Improving Drools Memory Performance

Drools

I was working on what appeared to be a fairly complex rule base based on EMF. The rules aren’t operating over a huge number of facts (less than 10,000 EObjects) and there aren’t too many rules (less than 300), but I was having a problem with running out of Java heap space (set at ~400 MB).

A sample rule would look like the first rule in this package.

I thought of a number of different solutions, and the Drools mailing list suggested some more:

Creating a separate intermediary meta-model to split up the sizes of the rules. e.g. instead of (if A and B and C then insert D), using (if A and B then insert E; if E and C then insert D). (This is known as using materialized views to create summary tables.)
Moving eval() statements directly into the Type(...) selectors.
Removing eval() statements. Would this allow for better indexing by the Rete algorithm?
Reducing the height, or the width, of the class hierarchy of the facts. e.g. Removing interfaces or abstract classes to reduce the possible matches.
Conversely, increasing the height, or the width, of the class hierarchy. e.g. Adding interfaces or abstract classes to reduce field accessors.
Instead of using EObject.eContainer, creating an explicit containment property in all of my EObjects.
Creating a DSL that is human-readable, but allows for the automation of some of these approaches.
Moving all rules into one rule file, or splitting up rules into smaller files.

From these techniques I thought of four options.

Combining Files

Here, I would simply combine all of the rules into one file, as in this revision. The idea behind this, is that perhaps the Drools engine could not optimise the network correctly because the rules were all in different files. This turned out to be untrue.

Replacing eval(veto)

handler.veto(object) was defined as follows:

return !object.isOverridden();

I could remove this from the rules, as in this revision, as follows:

detail : DetailWire ( overridden == false )

I found out that removing this from the rules did not make a significant difference either in time or in memory. This is probably because my test models had very few model elements where overridden was actually true; thus, this restriction was not actually making any difference.

Replace eval(connectSet)

This was a much better approach. Here, connectSet(object, a, b) was essentially implemented as:

return object.getFrom() != null && object.getTo() != null && object.getFrom().equals(a) && object.getTo().equals(b);

I could merge this directly, as in this revision, into the rule:

detail : DetailWire ( from == source, to == target )

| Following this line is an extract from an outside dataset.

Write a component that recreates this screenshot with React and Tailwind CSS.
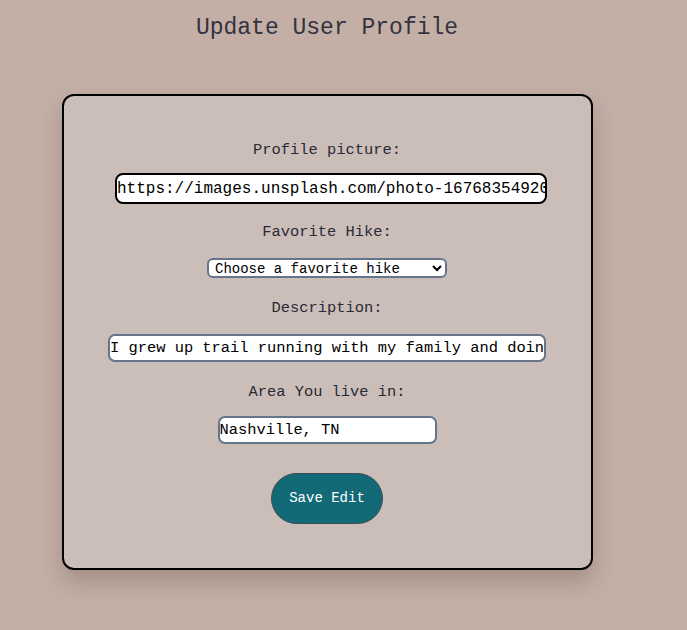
export default function App() {
  const mono = { fontFamily: '"Liberation Mono", "DejaVu Sans Mono", monospace' };

  return (
    <div className="min-h-[630px] w-full bg-[#c3afa6] text-[#2a2936]" style={mono}>
      <div className="w-[654px] pt-[11px] flex flex-col items-center">
        <h1 className="text-[23px] leading-[34px] text-[#33323f]">Update User Profile</h1>

        <form
          onSubmit={e => e.preventDefault()}
          className="mt-[49px] w-[531px] bg-[#cbbeb9] border-2 border-black rounded-[12px] shadow-[0_12px_22px_rgba(60,30,20,0.22)] flex flex-col items-center pt-[42px] pb-[44px]"
        >
          <label className="text-[15.4px] leading-[24px]">Profile picture:</label>
          <input
            defaultValue="https://images.unsplash.com/photo-1676835492000-4b3c2f5a"
            className="mt-[11px] ml-[8px] w-[432px] h-[31px] bg-white border-2 border-black rounded-[8px] px-0 text-[16px] text-black outline-none"
            style={mono}
          />

          <label className="mt-[16px] text-[15.4px] leading-[24px]">Favorite Hike:</label>
          <select
            defaultValue=""
            className="mt-[14px] w-[240px] h-[20px] bg-white border-2 border-[#64748b] rounded-[6px] text-[14px] leading-none text-black pl-[2px] outline-none"
            style={mono}
          >
            <option value="">Choose a favorite hike</option>
          </select>

          <label className="mt-[18px] text-[15.4px] leading-[24px]">Description:</label>
          <input
            defaultValue="I grew up trail running with my family and doing it every weekend"
            className="mt-[14px] w-[438px] h-[28px] bg-white border-2 border-[#64748b] rounded-[7px] px-0 text-[15.4px] text-black outline-none"
            style={mono}
          />

          <label className="mt-[18px] text-[15.4px] leading-[24px]">Area You live in:</label>
          <input
            defaultValue="Nashville, TN"
            className="mt-[12px] w-[219px] h-[28px] bg-white border-2 border-[#64748b] rounded-[7px] px-0 text-[15.4px] text-black outline-none"
            style={mono}
          />

          <button
            type="submit"
            className="mt-[29px] w-[112px] h-[51px] rounded-full bg-[#116a76] border border-[#3f4a55] text-white text-[14px]"
            style={mono}
          >
            Save Edit
          </button>
        </form>
      </div>
    </div>
  );
}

This made a huge difference in both execution time and memory usage.

Replace eval(connects)

Similar to connectsSet, this rule allowed me to select bidirectional edges. The function was written as:

return object.getFrom() != null && object.getTo() != null
    && (object.getFrom().equals(a) && object.getTo().equals(b))
    || (object.getTo().equals(a) && object.getFrom().equals(b));

This could be rewritten, as in this revision, as:

detail : DetailWire ( (from == source && to == target) || (from == target && to == source) )

I found this didn’t make as much of an effect as connectsSet. I think this is because connectsSet is unidirectional so the selects can be applied very effectively, whereas connects is essentially rewritten as an eval() condition (since it uses && and || conditionals directly).

Comparison

To compare, I made some graphs. These metrics are not very reliable, as each test was only executed once, and garbage collection was not completely accounted for; however, I think it represents a realistic collection of data for comparison purposes. The first graph compares the execution time for inferring two different models.

The second compares the allocated heap usage. The idea behind this is that the JVM will not allocate more heap space until it is actually necessary, but it does not reclaim allocated heap, so the maximum memory usage is definitely lower than the final allocated heap.

The final compares the final heap usage; that is, the amount of heap used once the inference has complete. This measure is much less reliable than the allocated heap usage, as this value is affected by garbage collection.

In the future these tests should be rewritten to actually keep track of the memory size over time, and the tests should execute multiple times over a wider range of models (i.e. more than two).